__PROBLEM REQUIREMENTS__
Only the lines from the start of the data through the line containing "isolate flex min-h-screen" should be written out, exactly as they are, with both ends included and the pictures left out.

__INFORMATION SUPPLIED__
※ ※ ※

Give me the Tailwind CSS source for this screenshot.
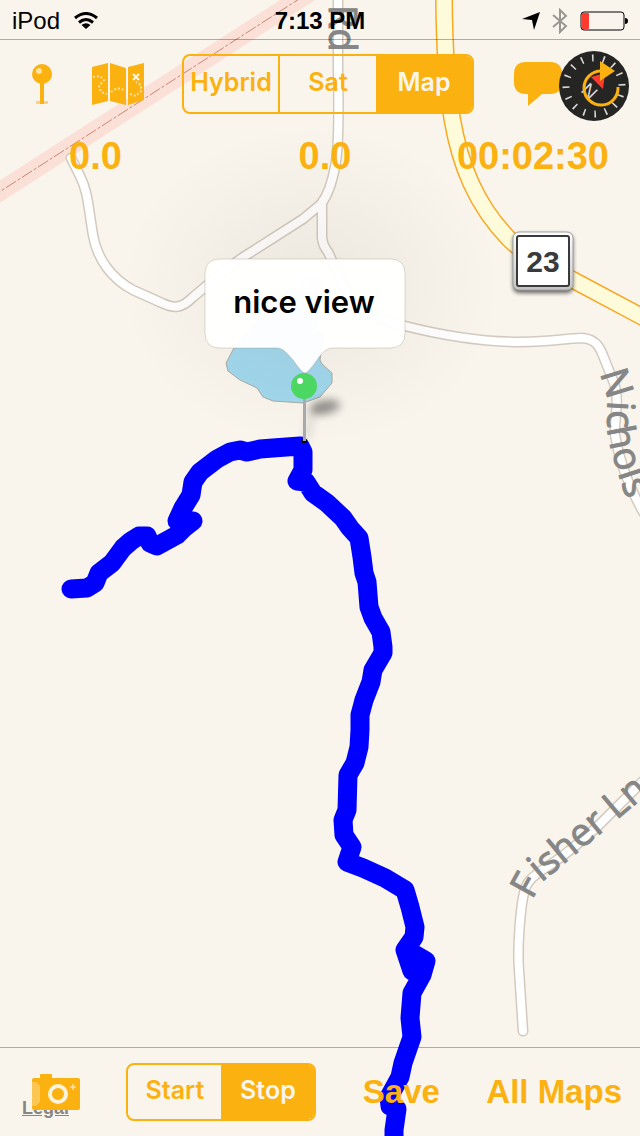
<!DOCTYPE html>
<html lang="en">
    <head>
        <meta charset="UTF-8">
        <meta name="viewport" content="width=device-width, initial-scale=1.0">
        <title>Trail Map</title>
        <script src="https://cdn.jsdelivr.net/npm/@tailwindcss/browser@4"></script>
    </head>
    <body class="bg-[#f9f5ed] font-['Liberation_Sans',Arial,sans-serif] text-[#fbb110]">
        <div class="relative isolate flex min-h-screen flex-col overflow-hidden">

            <!-- Map -->
            <svg class="absolute inset-0 -z-10 h-full w-full" viewBox="0 0 640 1136" preserveAspectRatio="xMidYMid slice" role="img" aria-label="Map with recorded route">
                <defs>
                    <radialGradient id="glow">
                        <stop offset="0" stop-color="#786450" stop-opacity=".09" />
                        <stop offset=".5" stop-color="#786450" stop-opacity=".05" />
                        <stop offset="1" stop-color="#786450" stop-opacity="0" />
                    </radialGradient>
                    <linearGradient id="shieldEdge" x1="0" y1="0" x2="0" y2="1">
                        <stop offset="0" stop-color="#fff" />
                        <stop offset="1" stop-color="#c4c4c4" />
                    </linearGradient>
                    <filter id="soft" x="-50%" y="-100%" width="200%" height="300%"><feGaussianBlur stdDeviation="4" /></filter>
                    <filter id="drop" x="-20%" y="-20%" width="140%" height="150%"><feGaussianBlur stdDeviation="2" /></filter>
                    <path id="northRoad" d="M338 -10V70C339 115 339 150 335 167C332 183 328 195 321 204L303 219L245 256C225 269 210 283 192 298C182 308 174 309 162 303L133 290C112 279 97 259 93 235C88 205 88 192 80 176L71 158" />
                    <path id="eastRoad" d="M322 204V238Q323 246 328 252L350 300Q360 314 405 326C445 336 480 342 520 342C545 342 565 339 580 338C592 338 598 343 602 353L614 383C620 400 614 420 615 435C620 465 630 490 645 515" />
                    <path id="fisherRoad" d="M523 1031L519 970C517 945 521 905 524 893C526 881 534 876 545 868C565 856 580 842 597 827L650 774" />
                    <path id="countyRoad" d="M444 -10C444 40 446 80 452 118C460 165 476 205 509 239C528 257 545 266 573 280L650 321" />
                    <path id="rdLabel" d="M329 5V80" />
                    <path id="nicholsLabel" d="M600 373L608 399Q606 425 609 440T621 482L637 530" />
                    <path id="fisherLabel" d="M532 900L542 882L618 819L670 775" />
                </defs>

                <!-- Boundary -->
                <path d="M-10 198L310 -8" stroke="#fbe0d8" stroke-width="19" />
                <path d="M-10 198L310 -8" stroke="#cd8477" stroke-width="1" stroke-dasharray="12 2 3 2" />

                <!-- Roads -->
                <g fill="none" stroke-linecap="round" stroke-linejoin="round">
                    <g stroke="#d3cabf" stroke-width="11">
                        <use href="#northRoad" /><use href="#eastRoad" /><use href="#fisherRoad" />
                    </g>
                    <g stroke="#fff" stroke-width="8">
                        <use href="#northRoad" /><use href="#eastRoad" /><use href="#fisherRoad" />
                    </g>
                    <use href="#countyRoad" stroke="#f8a823" stroke-width="18" />
                    <use href="#countyRoad" stroke="#fdfbda" stroke-width="15" />
                </g>

                <!-- Pond -->
                <path d="M226 363L235 346L285 292L318 292V320L314 330L323 333L320 360L322 364L332 373V383L320 397L303 403L273 401L263 397L257 388L240 380L228 371Z" fill="#a0d7ed" stroke="#a8aaa5" />
                <ellipse cx="312" cy="285" rx="190" ry="160" fill="url(#glow)" />

                <!-- Road names -->
                <g class="font-['Open_Sans','Noto_Sans',sans-serif]" font-size="38" fill="#868686" stroke="#868686" stroke-width="1">
                    <text><textPath href="#rdLabel">Rd</textPath></text>
                    <text><textPath href="#nicholsLabel">Nichols</textPath></text>
                    <text><textPath href="#fisherLabel">Fisher Ln</textPath></text>
                </g>

                <!-- Route shield -->
                <rect x="513" y="234" width="60" height="59" rx="6" fill="#000" opacity=".6" filter="url(#drop)" />
                <rect x="513" y="232" width="60" height="58" rx="6" fill="url(#shieldEdge)" stroke="#a0a0a0" />
                <rect x="517" y="236" width="52" height="50" rx="2" fill="#fff" stroke="#3a3a3a" stroke-width="2" />
                <text x="543" y="272" text-anchor="middle" font-size="30" font-weight="700" fill="#3a3a3a">23</text>

                <!-- Recorded route -->
                <path fill="none" stroke="#0000fe" stroke-width="19" stroke-linecap="round" stroke-linejoin="round" d="M71 589L87 588L95 583L99 573L112 563L123 548L131 541L139 536H147L150 543L157 546L177 535L184 528L193 521H177L183 508L191 495L193 482L200 472L217 459L230 452L240 450L247 452L260 449L273 448L300 446L303 452V470L297 481L306 482L313 493L327 503L343 518L350 528L359 538L362 557L364 573L367 582L369 607L373 618L381 632L383 647V653L373 670L371 682L364 700L360 715V730L359 747L355 763L348 775L347 810L343 820L344 835L352 847L347 862L363 868L385 878L405 890L410 907L415 927L414 937L405 950L412 971L414 954L426 961L422 975L412 993L410 1018L412 1037L403 1063L400 1077L389 1097L390 1106L397 1109L394 1130V1150" />

                <!-- Pin and callout -->
                <path d="M306 440L312 412L322 408" fill="none" stroke="#000" stroke-opacity=".12" stroke-width="6" filter="url(#soft)" />
                <ellipse cx="325" cy="407" rx="15" ry="7" fill="#000" opacity=".4" transform="rotate(-10 325 407)" filter="url(#soft)" />
                <ellipse cx="304" cy="441" rx="3" ry="2" fill="#000" />
                <path d="M304.500 396V441" stroke="#a9a9ad" stroke-width="3" />
                <path d="M220 259H390Q405 259 405 274V333Q405 348 390 348H333C326 348 322 353 317 360Q308 373 305 373Q302 373 293 360C287 353 283 348 277 348H220Q205 348 205 333V274Q205 259 220 259Z" fill="#fff" fill-opacity=".96" stroke="#786e5a" stroke-opacity=".25" />
                <text class="font-['Inter','Liberation_Sans',sans-serif]" x="304" y="313" text-anchor="middle" font-size="31" font-weight="600" fill="#000">nice view</text>
                <circle cx="304" cy="386" r="13" fill="#4cd763" />
                <circle cx="300" cy="381" r="3" fill="#fff" />
            </svg>

            <!-- Status bar -->
            <header class="grid h-10 grid-cols-[1fr_auto_1fr] items-center border-b border-black/30 px-3 pt-[2px] text-2xl leading-8 text-black">
                <div class="flex items-center gap-[14px]">
                    <span>iPod</span>
                    <svg class="h-[18px] w-6" viewBox="0 0 24 18" fill="none" stroke="#000" stroke-width="3" aria-label="Wi-Fi">
                        <path d="M1 6Q12 -3 23 6" />
                        <path d="M5 10.500Q12 4.500 19 10.500" />
                        <path d="M12 17L7.500 13Q12 9.500 16.500 13Z" fill="#000" stroke="none" />
                    </svg>
                </div>
                <span class="font-bold">7:13 PM</span>
                <div class="flex items-center justify-end gap-3">
                    <svg class="h-[18px] w-[18px]" viewBox="0 0 18 18" aria-label="Location"><path d="M0 7L18 0L12 18L10 8Z" fill="#000" /></svg>
                    <svg class="h-[26px] w-4" viewBox="0 0 16 26" fill="none" stroke="#9a9792" stroke-width="2" aria-label="Bluetooth"><path d="M1 7L14 18L8 24V2L14 8L1 19" /></svg>
                    <svg class="h-5 w-12" viewBox="0 0 48 20" aria-label="Battery low">
                        <rect x="1" y="1" width="43" height="18" rx="3" fill="none" stroke="#000" />
                        <rect x="2" y="2" width="7" height="16" rx="1" fill="#ff3b30" />
                        <path d="M45 7Q48 7 48 10T45 13Z" fill="#000" />
                    </svg>
                </div>
            </header>

            <!-- Top toolbar -->
            <nav class="flex items-center pt-[6px] pr-[10px] pl-8">
                <button type="button" aria-label="Drop pin">
                    <svg class="h-10 w-5" viewBox="0 0 20 40">
                        <path d="M4 37H16V40H4Z" fill="#fbb110" opacity=".5" />
                        <path d="M8 18H12V40H8Z" fill="#fbb110" />
                        <circle cx="10" cy="10" r="10" fill="#fbb110" />
                        <circle cx="7" cy="7" r="3" fill="#fde2a0" />
                    </svg>
                </button>
                <button type="button" class="ml-10" aria-label="Trail maps">
                    <svg class="h-[42px] w-[52px]" viewBox="0 0 52 42">
                        <path d="M0 4L16 0V38L0 42ZM18 0L34 5V42L18 38ZM36 4L52 0V37L36 42Z" fill="#fbb110" />
                        <path d="M1 14L8 13L12 17L7 23L9 29L15 31M19 29L25 25L32 27M38 31L44 33L49 28L49 22L44 19" fill="none" stroke="#fde2a0" stroke-width="2" stroke-dasharray="2 2" />
                        <path d="M41 11L47 17M47 11L41 17" stroke="#fff8e6" stroke-width="2" />
                    </svg>
                </button>
                <div class="mr-10 ml-[38px] grid h-[60px] flex-1 grid-cols-3 overflow-hidden rounded-lg border-2 border-[#fbb110] font-['Inter','Liberation_Sans',sans-serif] text-[25px] font-semibold" role="group" aria-label="Map type">
                    <button type="button" aria-pressed="false" class="border-r-2 border-[#fbb110] pb-[2px]">Hybrid</button>
                    <button type="button" aria-pressed="false" class="pb-[2px]">Sat</button>
                    <button type="button" aria-pressed="true" class="bg-[#fbb110] pb-[2px] text-[#f9f5ed]">Map</button>
                </div>
                <button type="button" aria-label="Add note">
                    <svg class="h-11 w-12" viewBox="0 0 48 44"><path d="M12 0H36Q48 0 48 12V20Q48 32 36 32H28L14 44V32H12Q0 32 0 20V12Q0 0 12 0Z" fill="#fbb110" /></svg>
                </button>
                <button type="button" class="mt-1 -ml-1" aria-label="Compass">
                    <svg class="h-[72px] w-[72px]" viewBox="0 0 72 72">
                        <circle cx="36" cy="36" r="35" fill="#252523" />
                        <circle cx="36" cy="36" r="28" fill="none" stroke="#d8d8d8" stroke-width="7" stroke-dasharray="1.600 9.400" pathLength="176" transform="rotate(-4 36 36)" />
                        <text transform="translate(22 41) rotate(45)" font-size="19" fill="#d8d8d8">N</text>
                        <path d="M33 27L47 23L45 39Z" fill="#ff3b30" />
                        <path d="M60 37A17 17 0 1 1 43 21" fill="none" stroke="#fbb110" stroke-width="3" />
                        <path d="M42 11V31L57 21Z" fill="#fbb110" />
                    </svg>
                </button>
            </nav>

            <!-- Trip stats -->
            <section class="grid grid-cols-[1fr_auto_1fr] pt-3 pr-[31px] pl-[41px] text-[38px] leading-[44px] font-bold" aria-label="Trip stats">
                <span class="pl-7">0.0</span>
                <span>0.0</span>
                <span class="text-right">00:02:30</span>
            </section>

            <!-- Bottom toolbar -->
            <footer class="relative mt-auto flex h-[89px] items-center justify-between border-t border-black/30 pr-[18px] pl-8">
                <a href="#legal" class="absolute bottom-[18px] left-[22px] text-lg leading-5 font-bold text-[#858585] underline">Legal</a>
                <button type="button" class="relative" aria-label="Take photo">
                    <svg class="h-9 w-12" viewBox="0 0 48 36">
                        <path d="M2 4H8V1Q8 0 9 0H19Q20 0 20 1V4H46Q48 4 48 6V34Q48 36 46 36H2Q0 36 0 34V6Q0 4 2 4Z" fill="#fbb110" />
                        <path d="M0 8H4L8 12V28L4 32H0Z" fill="#fcc652" />
                        <circle cx="26" cy="20" r="8" fill="#fbb110" stroke="#fdf3dc" stroke-width="4" />
                        <path d="M41 10V16M38 13H44" stroke="#fdf3dc" stroke-width="1" />
                    </svg>
                </button>
                <div class="grid h-[58px] w-[190px] grid-cols-2 overflow-hidden rounded-lg border-2 border-[#fbb110] font-['Inter','Liberation_Sans',sans-serif] text-[25px] font-semibold" role="group" aria-label="Recording">
                    <button type="button" aria-pressed="false" class="pb-[2px]">Start</button>
                    <button type="button" aria-pressed="true" class="bg-[#fbb110] pb-[2px] text-[#f9f5ed]">Stop</button>
                </div>
                <button type="button" class="text-[33px] leading-10 font-bold">Save</button>
                <button type="button" class="text-[33px] leading-10 font-bold">All Maps</button>
            </footer>
        </div>
    </body>
</html>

※ ※ ※

__RIGHT ANSWER__
Give me the Tailwind CSS source for this screenshot.
<!DOCTYPE html>
<html lang="en">
    <head>
        <meta charset="UTF-8">
        <meta name="viewport" content="width=device-width, initial-scale=1.0">
        <title>Trail Map</title>
        <script src="https://cdn.jsdelivr.net/npm/@tailwindcss/browser@4"></script>
    </head>
    <body class="bg-[#f9f5ed] font-['Liberation_Sans',Arial,sans-serif] text-[#fbb110]">
        <div class="relative isolate flex min-h-screen flex-col overflow-hidden">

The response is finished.